Day 11 Dominica: As stated earlier it had rained all night when we got to Dominica (we could see the brown water from the Roseau River making its way far into the ocean). Since we had visited the island a few times and the iffy weather in the morning, we stayed on ship. There were 2 other ships in town (Aida and Regent). Had tried to book the Windstar whale viewing tour but could not get to the 25 pers. minimum required. A lot of tours did not happen (snorkel and river tubing) and even though Titou Gorge was open, only a few people from the boat went in the cave as current was strong (even though you are provided with a life jacket)
Day 12 Anse Mitan Martinique: We had extra OBC’s and wanted to go around the island so we used them for an excursion which took us (approx. 20) around the less developed southern part of the island through Les Anses D’Arlet, Le Diamant and Les Trois Ilets. Steep winding roads through lush forests. Stopped at the Cap 110 Memorial near Le Diamant, at a nice Rum distillery in Trois-Rivières and also at the well preserved Cane Sugar Museum.

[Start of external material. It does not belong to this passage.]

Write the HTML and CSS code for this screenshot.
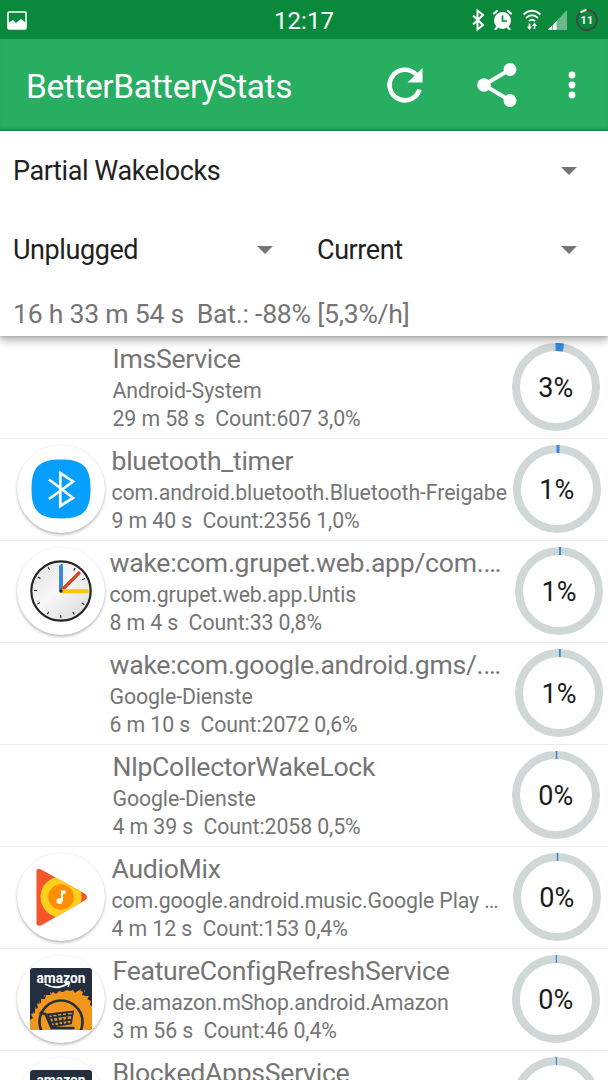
FILE: index.html
```html
<!DOCTYPE html>
<html lang="de">
<head>
  <meta charset="UTF-8" />
  <meta name="viewport" content="width=device-width, initial-scale=1.0" />
  <title>BetterBatteryStats</title>
  <link rel="stylesheet" href="styles.css">
</head>
<body>
  <!-- Shared icons -->
  <svg class="defs" width="0" height="0">
    <symbol id="ring" viewBox="0 0 88 88">
      <circle cx="44" cy="44" r="40" fill="none" stroke="#cfd8d7" stroke-width="8" />
    </symbol>
    <symbol id="amazon" viewBox="0 0 62 62">
      <clipPath id="tile"><rect width="62" height="62" rx="3" /></clipPath>
      <g clip-path="url(#tile)">
        <rect width="62" height="62" fill="#232f3e" />
        <path d="M0 62V52l3-2-2-4 4-1 0-4 3-1-1-4 4-1 0-4 4 0 1-4 4 0 3-3 3 2 3-3 4 1 4-2 3 1 3-1 2 3 4-3 4 2-1 3 4 1 3 0-2 3 4 2-1 4 3 2-1 4V62z" fill="#f3961c" />
        <path d="M5 40h1M9 34h1M14 28h1M50 22h1M54 23h1M3 45h1M20 25h1M57 30h1M12 36h1" stroke="#f3961c" stroke-width="1.2" />
        <circle cx="31" cy="54" r="21.5" fill="none" stroke="#232f3e" stroke-width="2.6" />
        <path d="M10.500 45l5 1 6 14h22" fill="none" stroke="#232f3e" stroke-width="2.400" stroke-linecap="round" />
        <path d="M18 46.500l25-3-2 12-19 3zM22 46l3 12M27 45.500l2 12M32 45l1 12M37 44.500l0 11M19 50l23-3M21 54.500l21-3" fill="none" stroke="#232f3e" stroke-width="1.800" />
        <text x="31" y="14.500" text-anchor="middle" class="amazon-name" textLength="49" lengthAdjust="spacingAndGlyphs">amazon</text>
        <path d="M15 16q12 7 24-1" fill="none" stroke="#fff" stroke-width="1.800" />
        <path d="M35 15.500l4.500-.5-1.500 4" fill="none" stroke="#fff" stroke-width="1.300" />
      </g>
    </symbol>
  </svg>

  <div class="status-bar">
    <svg class="st-picture" width="20" height="19" viewBox="0 0 20 19">
      <rect x="1" y="1" width="18" height="17" rx="1" fill="none" stroke="#fff" stroke-width="1.600" />
      <path d="M1 18v-6l5-3 3 3 5-4 5 4v6z" fill="#fff" />
    </svg>
    <span class="clock">12:17</span>
    <svg class="st-icons" width="130" height="24" viewBox="0 0 130 24">
      <path d="M2 7.500l10 9.500-5.500 4.500v-19L12 7 2 16.500" fill="none" stroke="#fff" stroke-width="2" />
      <g fill="none" stroke="#fff" stroke-width="2.200" stroke-linecap="round">
        <path d="M23 5.500l3-2.500M37 3l3 2.500M26 19.500l-1.500 1.500M37 19.500l1.500 1.500" />
      </g>
      <circle cx="31.500" cy="12.500" r="8.500" fill="#fff" />
      <path d="M31.500 7.500v5.500h4.500" fill="none" stroke="#0a893d" stroke-width="1.700" />
      <g fill="none" stroke="#fff" stroke-width="1.900">
        <path d="M52.500 6.500q8.500-7.500 17 0M55 10q6-5.500 12 0M58 13q3-2.500 6 0" />
        <path d="M58.500 15.500v5M63.500 21v-5" stroke-width="1.600" />
      </g>
      <path d="M56 18.500h5l-2.500 3.500zM61 18h5l-2.500-3.500z" fill="#fff" />
      <path d="M77 22l19-20v20z" fill="#6cba8b" />
      <path d="M77 22v-1l4-3v4zM82 22v-5l3.500-4v9z" fill="#fff" />
      <circle cx="116" cy="12" r="10" fill="none" stroke="#3b4a42" stroke-width="1.800" />
      <path d="M109.500 4.500a10 10 0 0 1 6-2.500" fill="none" stroke="#fff" stroke-width="1.800" />
      <text x="116" y="15.800" text-anchor="middle" class="battery">11</text>
    </svg>
  </div>

  <div class="app-bar">
    <h1>BetterBatteryStats</h1>
    <svg class="refresh" width="36" height="36" viewBox="0 0 36 36">
      <path d="M32.500 22.500A15.300 15.300 0 1 1 29 7.500" fill="none" stroke="#fff" stroke-width="4.600" />
      <path d="M35.500 1v14.500h-15z" fill="#fff" />
    </svg>
    <svg class="share" width="40" height="44" viewBox="0 0 40 44">
      <path d="M33 6.500L7 22l26 15.500" fill="none" stroke="#fff" stroke-width="4" />
      <circle cx="33" cy="6.500" r="6.500" fill="#fff" />
      <circle cx="7" cy="22" r="6.800" fill="#fff" />
      <circle cx="33" cy="37.500" r="6.500" fill="#fff" />
    </svg>
    <svg class="more" width="8" height="28" viewBox="0 0 8 28">
      <circle cx="4" cy="4" r="3.400" fill="#fff" />
      <circle cx="4" cy="14" r="3.400" fill="#fff" />
      <circle cx="4" cy="24" r="3.400" fill="#fff" />
    </svg>
  </div>

  <div class="header">
    <div class="spinner">Partial Wakelocks<i class="arrow"></i></div>
    <div class="spinner-row">
      <div class="spinner">Unplugged<i class="arrow"></i></div>
      <div class="spinner">Current<i class="arrow"></i></div>
    </div>
    <p class="since">16 h 33 m 54 s&nbsp; Bat.: -88% [5,3%/h]</p>
  </div>

  <!-- Wakelock list -->
  <div class="list">
    <div class="row">
      <div class="icon"></div>
      <div class="info">
        <h2>ImsService</h2>
        <p>Android-System</p>
        <p>29 m 58 s&nbsp; Count:607 3,0%</p>
      </div>
      <svg class="gauge" viewBox="0 0 88 88">
        <use href="#ring" /><path d="M43.500 0H48q2 0 4 .7L51 8.600q-3.500-.6-7.500-.6z" fill="#348adc" />
        <text x="43.700" y="53.500">3%</text>
      </svg>
    </div>

    <div class="row mid">
      <div class="icon circle">
        <svg width="60" height="60" viewBox="0 0 60 60">
          <path d="M30 .5C52 .5 59.500 8 59.500 30S52 59.500 30 59.500.5 52 .5 30 8 .5 30 .5z" fill="#069fff" />
          <path d="M18 20.500l24 18.300-12.700 8.200V14L42 22.500 18 40" fill="none" stroke="#fff" stroke-width="2.700" />
        </svg>
      </div>
      <div class="info">
        <h2>bluetooth_timer</h2>
        <p>com.android.bluetooth.Bluetooth-Freigabe</p>
        <p>9 m 40 s&nbsp; Count:2356 1,0%</p>
      </div>
      <svg class="gauge" viewBox="0 0 88 88">
        <use href="#ring" /><path d="M43.500 0h3v8h-3z" fill="#348adc" />
        <text x="43.700" y="53.500">1%</text>
      </svg>
    </div>

    <div class="row wide">
      <div class="icon circle">
        <svg width="62" height="62" viewBox="0 0 62 62">
          <linearGradient id="face" x1="0" y1="0" x2="1" y2="1">
            <stop offset="0" stop-color="#dedede" /><stop offset=".45" stop-color="#f8f8f8" /><stop offset="1" stop-color="#d8d8d8" />
          </linearGradient>
          <circle cx="31" cy="31" r="29.700" fill="url(#face)" stroke="#252525" stroke-width="2.200" />
          <circle cx="31" cy="31" r="25.500" fill="none" stroke="#222" stroke-width="3" stroke-dasharray="1.100 12.252" stroke-dashoffset=".55" />
          <path d="M31 30V6.500" stroke="#3e86d6" stroke-width="4" stroke-linecap="round" />
          <path d="M32.500 29.500L49 13" stroke="#d6492a" stroke-width="3.400" stroke-linecap="round" />
          <path d="M32 31.200h25" stroke="#fcc800" stroke-width="4" stroke-linecap="round" />
          <circle cx="31" cy="31" r="1.700" fill="#222" />
        </svg>
      </div>
      <div class="info">
        <h2>wake:com.grupet.web.app/com.…</h2>
        <p>com.grupet.web.app.Untis</p>
        <p>8 m 4 s&nbsp; Count:33 0,8%</p>
      </div>
      <svg class="gauge" viewBox="0 0 88 88">
        <use href="#ring" /><path d="M44 0h2v8h-2z" fill="#348adc" />
        <text x="44" y="53.500">1%</text>
      </svg>
    </div>

    <div class="row wide">
      <div class="icon"></div>
      <div class="info">
        <h2>wake:com.google.android.gms/.…</h2>
        <p>Google-Dienste</p>
        <p>6 m 10 s&nbsp; Count:2072 0,6%</p>
      </div>
      <svg class="gauge" viewBox="0 0 88 88">
        <use href="#ring" /><path d="M44 0h1.800v8H44z" fill="#348adc" />
        <text x="44" y="53.500">1%</text>
      </svg>
    </div>

    <div class="row">
      <div class="icon"></div>
      <div class="info">
        <h2>NlpCollectorWakeLock</h2>
        <p>Google-Dienste</p>
        <p>4 m 39 s&nbsp; Count:2058 0,5%</p>
      </div>
      <svg class="gauge" viewBox="0 0 88 88">
        <use href="#ring" /><path d="M43.800 0h1.500v8h-1.500z" fill="#348adc" />
        <text x="43.700" y="53.500">0%</text>
      </svg>
    </div>

    <div class="row mid">
      <div class="icon circle">
        <svg width="62" height="62" viewBox="0 0 62 62">
          <clipPath id="play"><path d="M6.500 5Q7 1.500 11 3.500L55.500 28q3 3 0 6L11 59.500q-4 1-4.500-2z" /></clipPath>
          <g clip-path="url(#play)">
            <rect width="62" height="62" fill="#f4552b" />
            <circle cx="31" cy="31" r="20.500" fill="#ffd01c" />
            <circle cx="31" cy="31" r="12.800" fill="#ff8f00" />
          </g>
          <circle cx="29.500" cy="35" r="3" fill="#fff" />
          <path d="M31 35V24.500h4.500v3.200h-2.500V35z" fill="#fff" />
        </svg>
      </div>
      <div class="info">
        <h2>AudioMix</h2>
        <p>com.google.android.music.Google Play …</p>
        <p>4 m 12 s&nbsp; Count:153 0,4%</p>
      </div>
      <svg class="gauge" viewBox="0 0 88 88">
        <use href="#ring" /><path d="M43.800 0h1.500v8h-1.500z" fill="#348adc" />
        <text x="43.700" y="53.500">0%</text>
      </svg>
    </div>

    <div class="row">
      <div class="icon circle"><svg width="62" height="62"><use href="#amazon" /></svg></div>
      <div class="info">
        <h2>FeatureConfigRefreshService</h2>
        <p>de.amazon.mShop.android.Amazon</p>
        <p>3 m 56 s&nbsp; Count:46 0,4%</p>
      </div>
      <svg class="gauge" viewBox="0 0 88 88">
        <use href="#ring" /><path d="M43.800 0h1.200v8h-1.200z" fill="#348adc" />
        <text x="43.700" y="53.500">0%</text>
      </svg>
    </div>

    <div class="row">
      <div class="icon circle"><svg width="62" height="62"><use href="#amazon" /></svg></div>
      <div class="info">
        <h2>BlockedAppsService</h2>
      </div>
      <svg class="gauge" viewBox="0 0 88 88">
        <use href="#ring" /><path d="M43.800 0h1.200v8h-1.200z" fill="#348adc" />
      </svg>
    </div>
  </div>
</body>
</html>
```

FILE: styles.css
```css
/* Base styling */
* { box-sizing: border-box; }
body {
  font-family: Roboto, "Liberation Sans", sans-serif;
  background: #fff;
  color: #757575;
  margin: 0;
  height: 1080px;
  overflow: hidden;
  display: flex;
  flex-direction: column;
}
h1, h2, p {
  margin: 0;
  font-weight: 400;
  white-space: nowrap;
}
svg { display: block; flex: none; }
.defs { position: absolute; }

/* Status bar */
.status-bar {
  flex: none;
  height: 39px;
  background: #0a893d;
  display: grid;
  grid-template-columns: 1fr auto 1fr;
  align-items: center;
  padding: 0 7px 0 7px;
}
.clock {
  color: #fff;
  font-size: 24px;
  line-height: 28px;
  padding-top: 3px;
}
.st-picture { margin-top: 2px; }
.st-icons { justify-self: end; }
.battery {
  font-size: 10.5px;
  font-weight: 700;
  letter-spacing: 0.4px;
  fill: #fff;
}

/* App bar */
.app-bar {
  flex: none;
  height: 92px;
  background: #28ae61;
  display: flex;
  align-items: center;
  padding: 0 32px 0 26px;
  box-shadow: inset 0 -3px 3px -2px rgba(0, 60, 20, 0.5);
}
.app-bar h1 {
  color: #fff;
  font-size: 33.4px;
  letter-spacing: -0.35px;
  line-height: 40px;
  margin-top: 4px;
  flex: 1;
}
.share { margin: 0 51px 0 54px; }

/* Spinners */
.header {
  flex: none;
  height: 205px;
  background: #fff;
  position: relative;
  z-index: 1;
  box-shadow: 0 5px 8px rgba(0, 0, 0, 0.28), 0 1px 2px rgba(0, 0, 0, 0.12);
}
.spinner {
  flex: 1;
  height: 79px;
  display: flex;
  align-items: center;
  justify-content: space-between;
  padding: 0 31px 0 13px;
  font-size: 27px;
  letter-spacing: -0.42px;
  color: #212121;
}
.spinner-row { display: flex; }
.arrow {
  border: 8px solid transparent;
  border-top-color: #757575;
  border-bottom: 0;
}
.since {
  font-size: 26.6px;
  letter-spacing: -0.24px;
  line-height: 32px;
  padding: 9px 13px 0;
}

/* List */
.list {
  flex: 1;
  min-height: 0;
  overflow: hidden;
  padding-top: 1px;
}
.row {
  height: 102px;
  display: flex;
  align-items: flex-start;
  border-bottom: 1px solid #ececec;
  padding: 6px 8px 0 16.5px;
}
.icon {
  flex: none;
  width: 88px;
  height: 88px;
  margin-right: 8px;
  border-radius: 50%;
  display: flex;
  align-items: center;
  justify-content: center;
}
.circle {
  box-shadow: 0 2px 3px rgba(0, 0, 0, 0.25), 0 0 1px rgba(0, 0, 0, 0.12);
}
.info {
  flex: 1;
  min-width: 0;
}
.info h2 {
  font-size: 26.6px;
  letter-spacing: -0.28px;
  line-height: 32px;
  margin-bottom: 2px;
}
.info p {
  font-size: 21.3px;
  letter-spacing: -0.1px;
  line-height: 28px;
}
.gauge {
  width: 88px;
  height: 88px;
}
.gauge text {
  font-size: 27px;
  fill: #1a1a1a;
  text-anchor: middle;
}

/* Rows whose text column is a little wider */
.mid { padding-right: 7px; }
.mid .icon { margin-right: 7px; }
.wide { padding-right: 5px; }
.wide .icon { margin-right: 5px; }

.amazon-name {
  font-size: 14px;
  font-weight: 700;
  fill: #fff;
}
```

Day 13 Pigeon Island: Beach BBQ. Beach had cloudy water (which happens often at this location). Great location for the BBQ itself in the forest behind the beach. Excellent food and drinks (shrimp Mac & Cheese). Sailed by the Pitons again but no stopping as we were on our way back to Barbados.
Day 14 Barbados (Debarkation): Stayed on the ship until 10h45AM as we had late flight. Hopped on a shuttle bus but again as there were several ships in town, there was some confusion and we got dropped off at the wrong place and thus had to walk around a bit. Great cruise but we thought the entertainment to be lacking a bit around the pool in the late afternoon. We did ask a lot of new cruisers what they thought of their cruise and all were ecstatic so they continue to do things right.